Bugüne kadar katliamın ilk gerçekleştiği andan itibaren siyasi iktidarın yaklaşımı ortada. Bizi hedef haline getirmekten başka, hiçbir siyasi sorumluluk tavrı sergilemediler. Bu sorumsuzluğu, siyasi iktidarın derhal değiştirilmesi gerekiyor. Bu zamana kadar sayısız saldırıyla karşı karşıya kalan bizleriz ve Davutoğlu çıkıp bizim aklımızla alay edercesine teröre karşı ortak açıklama yapmaya davet ediyor.

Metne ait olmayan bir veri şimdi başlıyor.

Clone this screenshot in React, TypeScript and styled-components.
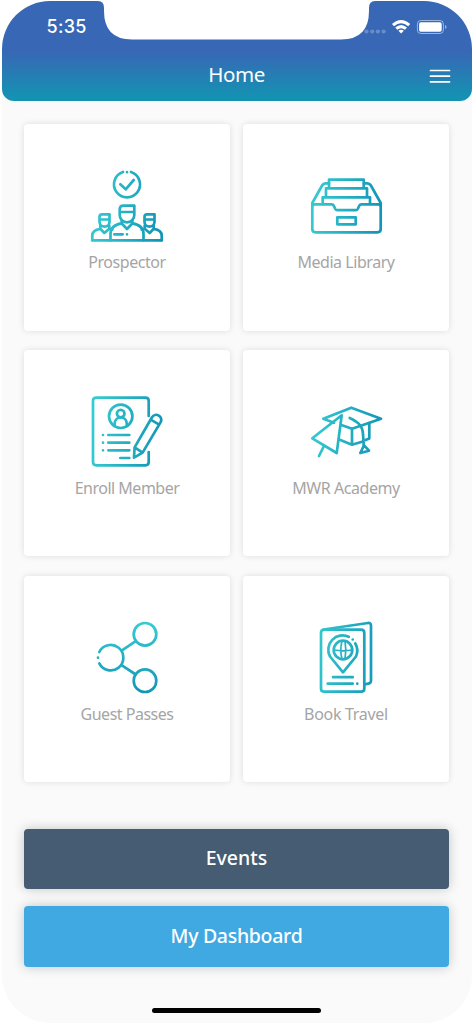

Şunun altını net biçimde çizmeliyim. Bölgede ve Türkiye’de mücadele edilmesi gereken bir terör örgütü vardır IŞİD. Bu terör örgütüne karşı en başta mücadele yürütmesi gereken de siyasi iktidardır. Bu siyasi iktidar ne yapmıştır. Elle tutulur, dişe dokunur bir tavrı olmuş mudur? Olmuştu da biz mi görmedik? Siyasi iktidar 13 yıl boyunca, topluma karşı siyasi görevlerini yerine getirmedi. IŞİD’e karşı mücadele görevini yerine getirmedi. Şimdi bunu bir aymazlık örneği göstererek, bizlere ihale etmeye yıkmaya çalışıyor. Bunun açıklanabilir bir tarafı yoktur.

Siyasi iktidar bugün, eğer bu krizin aşılması noktasında samimi bir duruşa sahipse, IŞİD karşısında bu vahşet çetesi karşısındaki mücadele programını açıklamalıdır. IŞİD’in Türkiye topraklarında üstlenme konuşlanma, Suriye’de çeşitli bölgelerde saldırı hareketleri geliştirme süreci boyunca bütün mercileri ortaya çıkarmalıdır.

Bu saldırıların hiçbirisi, Suruç katliamı da dahil olmak üzere istihbaratı olmadan organize bir yapı olmadan yaşama geçirilemez. Türkiye’de siyasi iktidar, bu katliamcı çetelerin hangi merkezlerden beslendiğini açıklamak zorundadır. Bir yılı aşkın süredir, Urfa ve Suruç hattı karanlık bir alan dönüştürülmüştür. Özel olarak Suruç’ta kolluk güçleri ve devlet yapılanmaları mekanizmaları, bunların nasıl çalıştığı, nasıl bir yönetim faaliyeti sergilediği, bunların her birinin araştırılması gerekir.

Biz çok ciddi iddialarla, kanıtlar ve suç duyurularıyla bu siyasi iktidara gittik. Hala Urfa valisi görevinin başında, katliamdan bir gün sonra sokağa çıkma yasağı ilan edebiliyor, basın açıklaması yapma yasağı koyabiliyor. Bir vali böyle bir karar almaya, mağdur olanları hedef haline getirme kararı alanlara nasıl cesaret edebiliyor. Bu valinin derhal görevden alınması gerekir.

Bunun için Meclis’in devreye girmesi gerekir. Bu sadece AKP’nin vicdanına bırakacak bir sorun değildir. Biz AKP vicdanına bıraktığımızda, karşımıza katliam çıkıyor. Türkiye’de üç ay içerisinde 38 kişi katledildi ve 600’den fazla yaralı. AKP hükümeti suçluları açığa çıkarmadı, aksine bizleri hedef haline getirerek, terör saldırılarının hedefi haline getirerek, suçunu daha da büyüttü.